GEMM and STREAM Results on Intel Edison

Intel Edison is a tiny computer (smaller in size than a credit card) targeted at the Internet of Things. Its CPU consists of two Silvermont Atom-CPUs running at 500 MHz and is offered for a price tag of around 70 US dollars. Even though Intel Edison is not designed for high performance computing, the design goal of low power consumption makes it nevertheless interesting to look at from a high performance computing perspective. Let us have a closer look.

In the following I will look at Intel Edison in terms of floating point operations per second (GFLOPs) and in terms of memory bandwidth.
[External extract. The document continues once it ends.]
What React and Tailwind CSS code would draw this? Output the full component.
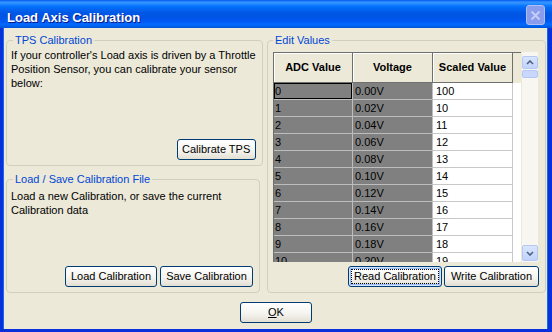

Although these two metrics do not provide a full picture of the requirements of a scientific computing cluster, they serve as a first-order approximation. The first is the only metric used for the TOP500 supercomputers, the latter is currently the limiting factor for High Performance Conjugate Gradients (HPCG). Here I will use the simpler and more productive approach for measuring memory bandwidth by means of the STREAM benchmark. As always, raw results are available for download.

Matrix-Matrix Products on Intel Edison

Results for matrix-matrix products were obtained using OpenBLAS 0.2.15 with target 'ATOM':

Raw floating point performance of the Intel Edison for matrix-matrix products using OpenBLAS.

Raw floating point performance of the Intel Edison for matrix-matrix products using OpenBLAS.


At slightly below 1 Watt of power consumption, the Intel Edison achieves close to 4 GFLOPS in single precision and 1 GFLOPs in double precision. It is interesting to observe a factor of four difference here, because usually a factor of two is observed for conventional x86 CPUs. The reason for this difference is not clear to me: Maybe it is a hardware limitation, maybe it has to do with the implementation used by OpenBLAS. Either way, current supercomputers achieve about 2 GFLOPs per Watt in double precision. Even if we subtract an idle power consumption of 0.4 Watt of the Intel Edison, it is still not more energy efficient than current supercomputers.

What could be done to further improve GFLOPS/Watt on the Intel Edison? Add a few vector registers and vector instructions (AVX, AVX2, etc.), increase clock frequency a little, maybe add a few more cores. Oh, this is actually what Intel did for the Xeon Phi (Knights Landing, KNL)! KNL packs 72 such cores supplemented with AVX512 (2 vector units per core) and enables 4 threads per core.

STREAM Benchmark Results on Intel Edison

STREAM benchmark results for memory bandwidth are as follows:

STREAM benchmark results on Intel Edison. A peak bandwidth of 2.5 GB/sec is obtained for large arrays. This is about one quarter of the peak bandwidth of DDR3 SDRAM.

STREAM benchmark results on Intel Edison. A peak bandwidth of 2.5 GB/sec is obtained for large arrays. This is about one quarter of the peak bandwidth of DDR3 SDRAM.


The Intel Edison achieves a peak memory bandwidth of 2.5 GB/sec for large array sizes (thus not running in cache). This is about a quarter of what a standard DDR3-SDRAM channel is able to provide. For comparison: On my laptop equipped with an Core i3-3217U CPU I obtain a memory bandwidth of 9 GB/sec with 15 Watts of power consumption. A proper dual-channel configuration might double memory bandwidth to 18 GB/sec without increasing power consumption considerably.

The power consumption of 1.5 Watt for STREAM is significantly higher than the 0.9 Watt for matrix-matrix products. This adds an interesting new perspective: Data transfer from and to main memory is more expensive in terms of power consumption than raw computing power. Maybe Intel could reduce overall power consumption further by integrating memory on the same chip. This, again, allows for an analogy with KNL, which provides on-chip high bandwidth memory.

Conclusion

The lower clock frequency and the design goal of small power consumption of the Intel Edison does not lead to high energy efficiency for scientific computing purposes: The 2 GFLOPs/sec in single precision of the Intel Edison are below the power efficiency of current supercomputers. Similarly, a memory bandwidth of 2.5 GB/sec at 1.5 Watt is not a lot better than the memory bandwidth provided by laptops in dual channel configuration. This indicates (and clearly is not a proof) that current HPC hardware is already very power efficient. Let us have a look into the future given these numbers: Achieving exascale at a power budget of 20 Megawatt is tough, as this implies 50 GFLOPs/Watt. Just a factor of 25 from what we have today. As the Intel Edison shows, reducing clock frequencies (and thus ramp up parallelism) won't suffice.

This blog post is for calendar week 8 of my weekly blogging series for 2016.